We are at the midpoint of 2019 and the major averages are in a new high territory, in line with our forecast. The trading over the past month has shown enough strength to suggest the rally could go another 5%-10%. But nothing has surfaced to change our belief that it is the last rally in this bull market and a considerable decline should begin in the traditional September-October timeframe. Meanwhile, we are happy that we are participating in this run and may make a short-term trade, if the opportunity presents itself.

From a macroeconomic standpoint, we are in an unusual environment. Some of the key things we look at from this perspective are the 10-year yield on U. S. Treasury Bond, the price of gold and the long-term charts for the Dow Jones Industrials, Transportation Index and the S&P 500 Index. The Dollar index is also of interest, but currencies have so many factors influencing their price that it is very difficult to predict their future movement with any degree of certainty. We have mentioned interest rates in past commentaries and talked about the 10-year treasury breaking its 30-year downtrend in terms of yield. Since that break, the yield has since declined back below the line which is consistent with the process of changing direction for such a long trend. What makes this particularly interesting, is while this has happened, the price of gold has spiked up, usually indicating a fear of inflation. So, while the bond market is saying there could be more of a deflationary risk, the gold market is acting like inflation is a risk. It’s not possible, at this point, to predict what the outcome of this condition will be, but we believe it is a warning sign of the beginning of instability in the system which may be the cause of the decline we think is coming later in the year.

We are proud to be an independent provider of financial services and a fiduciary to you. This means we must always act in your best interest along with staying apprised of the changing regulatory environment governing our industry. Some of you have been with Marin since the beginning (1997) along with our ever-growing client base. Because the regulatory environment has changed in the last couple of years, our legal counsel suggests we update some of our forms. Please keep an eye out for correspondence from us as we may be sending you forms to comply with these new regulations. As always, we appreciate your trust in us and value the relationship we have developed in the time we have worked together.

Gary and Dianne

 

This report is provided as a general market overview and should not be considered investment or tax advice or predictive of any future market performance.
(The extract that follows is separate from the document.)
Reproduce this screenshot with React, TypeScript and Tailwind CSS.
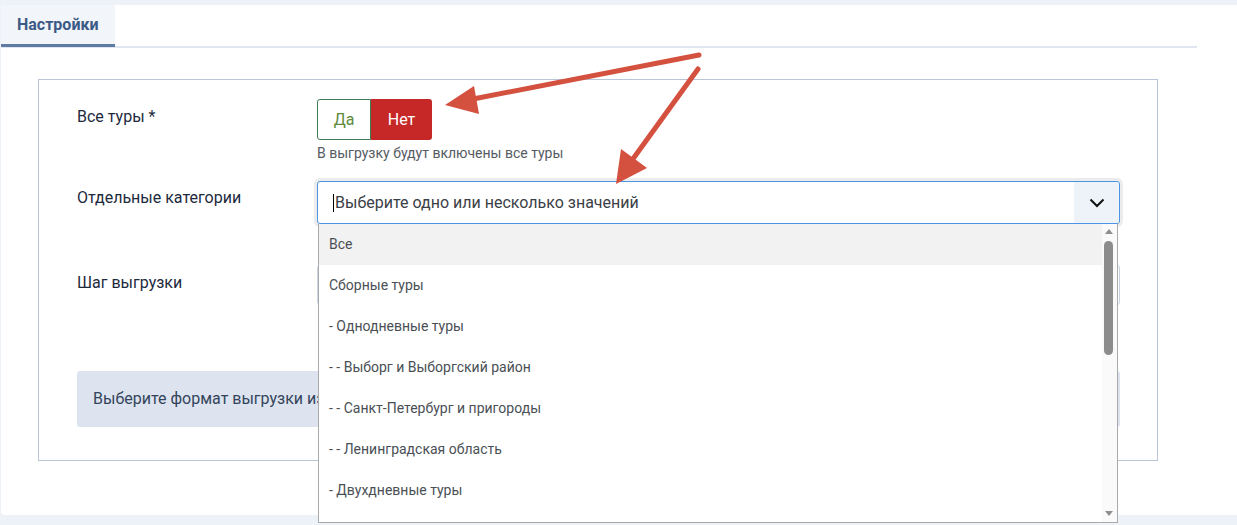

Any security mentioned in this report may not be suitable for all investors. No investment mentioned in this newsletter constitutes a recommendation to buy, sell or hold a particular investment. Such recommendations can only be made on an individual basis after an assessment of an individual investor’s risk tolerance and personal circumstances. Past performance of any investment mentioned is not a guarantee of future performance. Statements regarding the investment concerns and merits of any company and fair market value computations are strictly the opinion of Marin Group. Employees of Marin Group and Marin Group clients may have positions and effect transactions in the securities of the issuers mentioned herein.